Pictures in the data below are not part of the copy; transcribe everything else exactly.

-- Begin Dataset section --

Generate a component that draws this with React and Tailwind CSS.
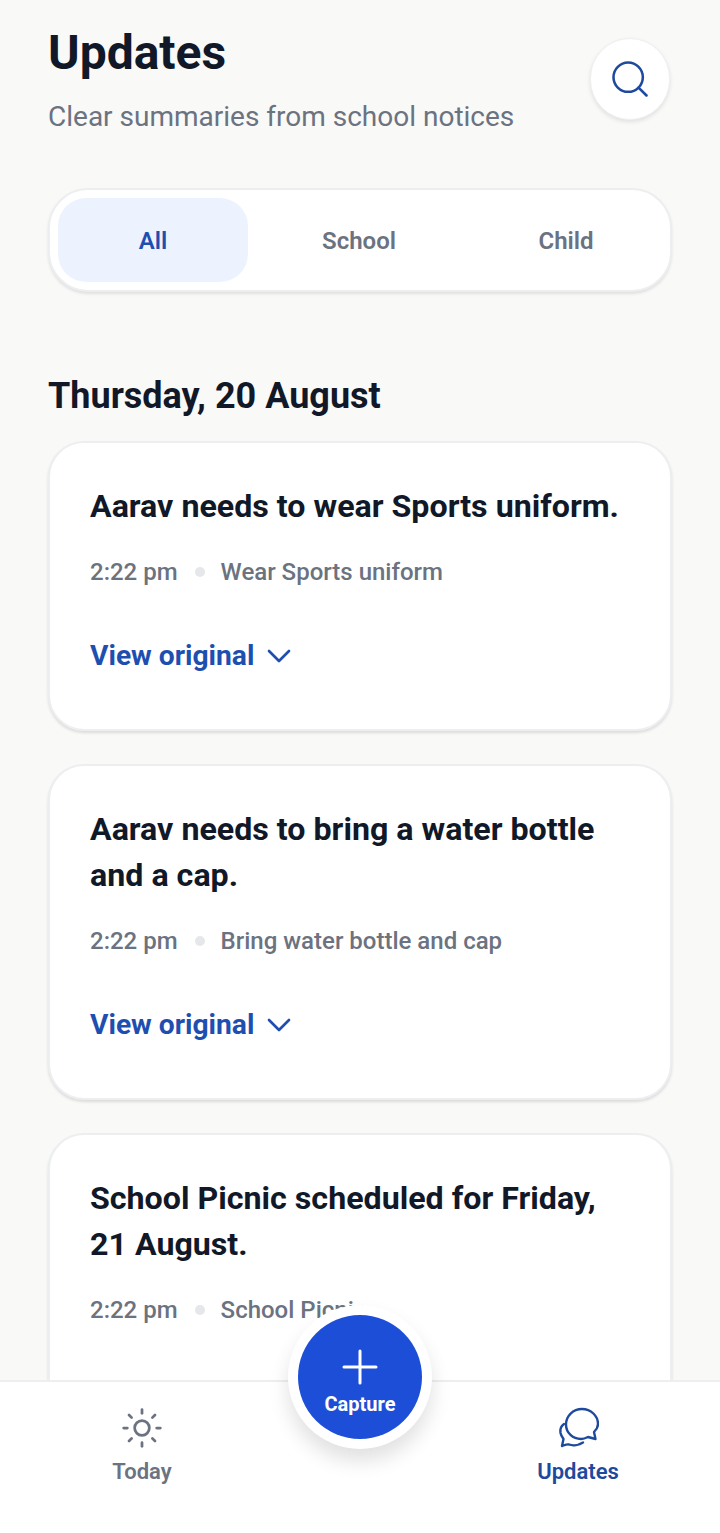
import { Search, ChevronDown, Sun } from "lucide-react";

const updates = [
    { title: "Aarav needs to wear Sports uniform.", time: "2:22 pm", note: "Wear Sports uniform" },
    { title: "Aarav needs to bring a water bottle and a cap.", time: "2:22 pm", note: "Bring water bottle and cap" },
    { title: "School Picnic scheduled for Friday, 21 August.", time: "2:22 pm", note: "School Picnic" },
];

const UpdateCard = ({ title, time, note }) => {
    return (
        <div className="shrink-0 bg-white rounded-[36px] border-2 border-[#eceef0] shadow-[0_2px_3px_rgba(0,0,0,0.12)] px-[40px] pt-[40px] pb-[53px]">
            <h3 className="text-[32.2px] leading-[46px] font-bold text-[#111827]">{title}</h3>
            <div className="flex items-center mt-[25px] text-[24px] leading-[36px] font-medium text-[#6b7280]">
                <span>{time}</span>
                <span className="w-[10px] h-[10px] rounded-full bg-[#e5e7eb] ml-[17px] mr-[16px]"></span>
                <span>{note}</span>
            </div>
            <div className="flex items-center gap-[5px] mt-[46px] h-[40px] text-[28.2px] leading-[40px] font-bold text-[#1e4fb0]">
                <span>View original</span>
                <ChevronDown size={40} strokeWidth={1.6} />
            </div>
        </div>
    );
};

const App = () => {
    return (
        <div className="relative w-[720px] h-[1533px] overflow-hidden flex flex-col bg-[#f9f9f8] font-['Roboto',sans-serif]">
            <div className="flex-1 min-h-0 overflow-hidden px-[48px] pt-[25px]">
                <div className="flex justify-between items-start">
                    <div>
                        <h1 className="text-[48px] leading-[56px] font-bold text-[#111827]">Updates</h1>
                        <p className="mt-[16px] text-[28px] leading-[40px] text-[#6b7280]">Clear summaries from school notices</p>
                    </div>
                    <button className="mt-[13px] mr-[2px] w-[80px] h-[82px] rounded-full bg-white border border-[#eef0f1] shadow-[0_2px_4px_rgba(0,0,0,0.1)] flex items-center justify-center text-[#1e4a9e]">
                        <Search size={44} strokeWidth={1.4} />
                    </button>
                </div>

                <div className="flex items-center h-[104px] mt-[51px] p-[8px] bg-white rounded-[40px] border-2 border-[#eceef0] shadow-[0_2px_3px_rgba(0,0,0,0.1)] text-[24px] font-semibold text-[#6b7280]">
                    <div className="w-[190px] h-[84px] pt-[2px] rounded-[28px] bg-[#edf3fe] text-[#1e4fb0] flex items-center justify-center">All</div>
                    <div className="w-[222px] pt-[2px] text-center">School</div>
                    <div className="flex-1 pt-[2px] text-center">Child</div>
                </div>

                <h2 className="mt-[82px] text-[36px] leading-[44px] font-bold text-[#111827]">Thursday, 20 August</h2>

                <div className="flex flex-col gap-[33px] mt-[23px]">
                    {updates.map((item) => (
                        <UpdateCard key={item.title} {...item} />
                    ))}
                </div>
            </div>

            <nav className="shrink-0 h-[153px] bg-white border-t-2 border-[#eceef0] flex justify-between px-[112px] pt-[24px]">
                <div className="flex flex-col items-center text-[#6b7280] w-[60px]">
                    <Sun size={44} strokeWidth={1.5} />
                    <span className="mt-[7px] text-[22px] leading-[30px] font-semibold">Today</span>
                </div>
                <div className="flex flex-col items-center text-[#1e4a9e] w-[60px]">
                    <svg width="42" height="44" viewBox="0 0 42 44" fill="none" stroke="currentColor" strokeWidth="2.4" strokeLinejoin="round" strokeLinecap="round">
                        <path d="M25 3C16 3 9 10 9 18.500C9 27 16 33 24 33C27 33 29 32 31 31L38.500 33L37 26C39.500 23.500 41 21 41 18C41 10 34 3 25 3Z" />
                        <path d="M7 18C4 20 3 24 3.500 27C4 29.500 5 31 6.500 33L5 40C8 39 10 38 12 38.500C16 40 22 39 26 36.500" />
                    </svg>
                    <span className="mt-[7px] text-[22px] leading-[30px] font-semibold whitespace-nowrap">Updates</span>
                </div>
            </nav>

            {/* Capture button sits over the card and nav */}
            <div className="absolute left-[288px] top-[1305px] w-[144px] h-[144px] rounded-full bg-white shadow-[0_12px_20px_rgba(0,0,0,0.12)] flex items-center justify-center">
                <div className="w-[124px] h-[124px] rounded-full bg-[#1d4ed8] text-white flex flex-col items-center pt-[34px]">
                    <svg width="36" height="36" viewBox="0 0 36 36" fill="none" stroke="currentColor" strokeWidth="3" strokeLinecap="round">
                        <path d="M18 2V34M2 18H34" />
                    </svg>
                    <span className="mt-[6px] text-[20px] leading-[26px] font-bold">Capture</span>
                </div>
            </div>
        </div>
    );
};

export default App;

-- End Dataset section --

__Written response__.
Generate a component that draws this with React and Tailwind CSS.
import { Search, ChevronDown, Sun } from "lucide-react";

const updates = [
    { title: "Aarav needs to wear Sports uniform.", time: "2:22 pm", note: "Wear Sports uniform" },
    { title: "Aarav needs to bring a water bottle and a cap.", time: "2:22 pm", note: "Bring water bottle and cap" },
    { title: "School Picnic scheduled for Friday, 21 August.", time: "2:22 pm", note: "School Picnic" },
];

const UpdateCard = ({ title, time, note }) => {
    return (
        <div className="shrink-0 bg-white rounded-[36px] border-2 border-[#eceef0] shadow-[0_2px_3px_rgba(0,0,0,0.12)] px-[40px] pt-[40px] pb-[53px]">
            <h3 className="text-[32.2px] leading-[46px] font-bold text-[#111827]">{title}</h3>
            <div className="flex items-center mt-[25px] text-[24px] leading-[36px] font-medium text-[#6b7280]">
                <span>{time}</span>
                <span className="w-[10px] h-[10px] rounded-full bg-[#e5e7eb] ml-[17px] mr-[16px]"></span>
                <span>{note}</span>
            </div>
            <div className="flex items-center gap-[5px] mt-[46px] h-[40px] text-[28.2px] leading-[40px] font-bold text-[#1e4fb0]">
                <span>View original</span>
                <ChevronDown size={40} strokeWidth={1.6} />
            </div>
        </div>
    );
};

const App = () => {
    return (
        <div className="relative w-[720px] h-[1533px] overflow-hidden flex flex-col bg-[#f9f9f8] font-['Roboto',sans-serif]">
            <div className="flex-1 min-h-0 overflow-hidden px-[48px] pt-[25px]">
                <div className="flex justify-between items-start">
                    <div>
                        <h1 className="text-[48px] leading-[56px] font-bold text-[#111827]">Updates</h1>
                        <p className="mt-[16px] text-[28px] leading-[40px] text-[#6b7280]">Clear summaries from school notices</p>
                    </div>
                    <button className="mt-[13px] mr-[2px] w-[80px] h-[82px] rounded-full bg-white border border-[#eef0f1] shadow-[0_2px_4px_rgba(0,0,0,0.1)] flex items-center justify-center text-[#1e4a9e]">
                        <Search size={44} strokeWidth={1.4} />
                    </button>
                </div>

                <div className="flex items-center h-[104px] mt-[51px] p-[8px] bg-white rounded-[40px] border-2 border-[#eceef0] shadow-[0_2px_3px_rgba(0,0,0,0.1)] text-[24px] font-semibold text-[#6b7280]">
                    <div className="w-[190px] h-[84px] pt-[2px] rounded-[28px] bg-[#edf3fe] text-[#1e4fb0] flex items-center justify-center">All</div>
                    <div className="w-[222px] pt-[2px] text-center">School</div>
                    <div className="flex-1 pt-[2px] text-center">Child</div>
                </div>

                <h2 className="mt-[82px] text-[36px] leading-[44px] font-bold text-[#111827]">Thursday, 20 August</h2>

                <div className="flex flex-col gap-[33px] mt-[23px]">
                    {updates.map((item) => (
                        <UpdateCard key={item.title} {...item} />
                    ))}
                </div>
            </div>

            <nav className="shrink-0 h-[153px] bg-white border-t-2 border-[#eceef0] flex justify-between px-[112px] pt-[24px]">
                <div className="flex flex-col items-center text-[#6b7280] w-[60px]">
                    <Sun size={44} strokeWidth={1.5} />
                    <span className="mt-[7px] text-[22px] leading-[30px] font-semibold">Today</span>
                </div>
                <div className="flex flex-col items-center text-[#1e4a9e] w-[60px]">
                    <svg width="42" height="44" viewBox="0 0 42 44" fill="none" stroke="currentColor" strokeWidth="2.4" strokeLinejoin="round" strokeLinecap="round">
                        <path d="M25 3C16 3 9 10 9 18.500C9 27 16 33 24 33C27 33 29 32 31 31L38.500 33L37 26C39.500 23.500 41 21 41 18C41 10 34 3 25 3Z" />
                        <path d="M7 18C4 20 3 24 3.500 27C4 29.500 5 31 6.500 33L5 40C8 39 10 38 12 38.500C16 40 22 39 26 36.500" />
                    </svg>
                    <span className="mt-[7px] text-[22px] leading-[30px] font-semibold whitespace-nowrap">Updates</span>
                </div>
            </nav>

            {/* Capture button sits over the card and nav */}
            <div className="absolute left-[288px] top-[1305px] w-[144px] h-[144px] rounded-full bg-white shadow-[0_12px_20px_rgba(0,0,0,0.12)] flex items-center justify-center">
                <div className="w-[124px] h-[124px] rounded-full bg-[#1d4ed8] text-white flex flex-col items-center pt-[34px]">
                    <svg width="36" height="36" viewBox="0 0 36 36" fill="none" stroke="currentColor" strokeWidth="3" strokeLinecap="round">
                        <path d="M18 2V34M2 18H34" />
                    </svg>
                    <span className="mt-[6px] text-[20px] leading-[26px] font-bold">Capture</span>
                </div>
            </div>
        </div>
    );
};

export default App;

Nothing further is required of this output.